***** DATASET EXCERPT
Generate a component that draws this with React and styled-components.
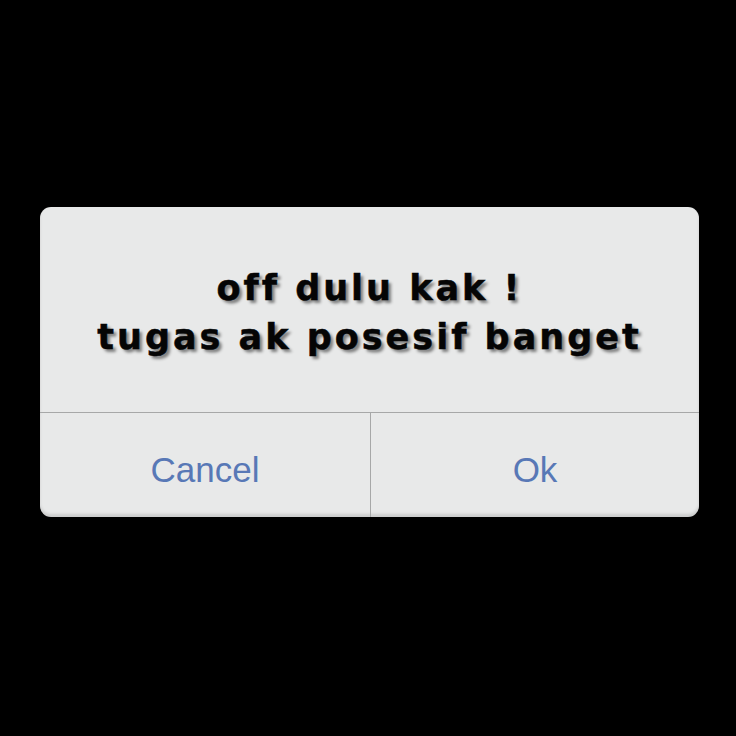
import React from "react";
import styled, { createGlobalStyle } from "styled-components";

const Global = createGlobalStyle`
  html, body { margin: 0; padding: 0; background: #000; }
  body { width: 736px; height: 736px; overflow: hidden; }
`;

const Stage = styled.div`
  width: 736px;
  height: 736px;
  background: #000;
  padding: 207px 0 0 40px;
  box-sizing: border-box;
`;

const Dialog = styled.div`
  width: 659px;
  height: 310px;
  border-radius: 11px;
  background: #e8e9e9;
  display: grid;
  grid-template-rows: 205px 1fr;
  overflow: hidden;
  box-shadow: inset 0 -3px 3px rgba(0, 0, 0, 0.12);
`;

const Message = styled.div`
  display: flex;
  flex-direction: column;
  align-items: center;
  justify-content: center;
  padding-top: 6px;
  font-family: "DejaVu Sans", sans-serif;
  font-weight: 700;
  font-size: 35px;
  line-height: 49px;
  letter-spacing: 3px;
  color: #050505;
  -webkit-text-stroke: 0.5px #050505;
  text-shadow: 3px 3px 3px rgba(0, 0, 0, 0.45);
`;

const Actions = styled.div`
  display: grid;
  grid-template-columns: 330px 1fr;
  border-top: 1.5px solid #a7a8a8;
`;

const Action = styled.div`
  display: flex;
  align-items: center;
  justify-content: center;
  padding-top: 10px;
  font-family: "Liberation Sans", Arial, sans-serif;
  font-size: 35px;
  color: #5878b6;
  border-left: ${(p) => (p.$divided ? "1.5px solid #a7a8a8" : "none")};
`;

export default function App() {
  return (
    <>
      <Global />
      <Stage>
        <Dialog>
          <Message>
            <span>off dulu kak !</span>
            <span>tugas ak posesif banget</span>
          </Message>
          <Actions>
            <Action>Cancel</Action>
            <Action $divided>Ok</Action>
          </Actions>
        </Dialog>
      </Stage>
    </>
  );
}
**********
• [GOAL]:
Check each line above for the string "React" and show the ones that have it.

• [WRITTEN SOLUTION]:
Generate a component that draws this with React and styled-components.
import React from "react";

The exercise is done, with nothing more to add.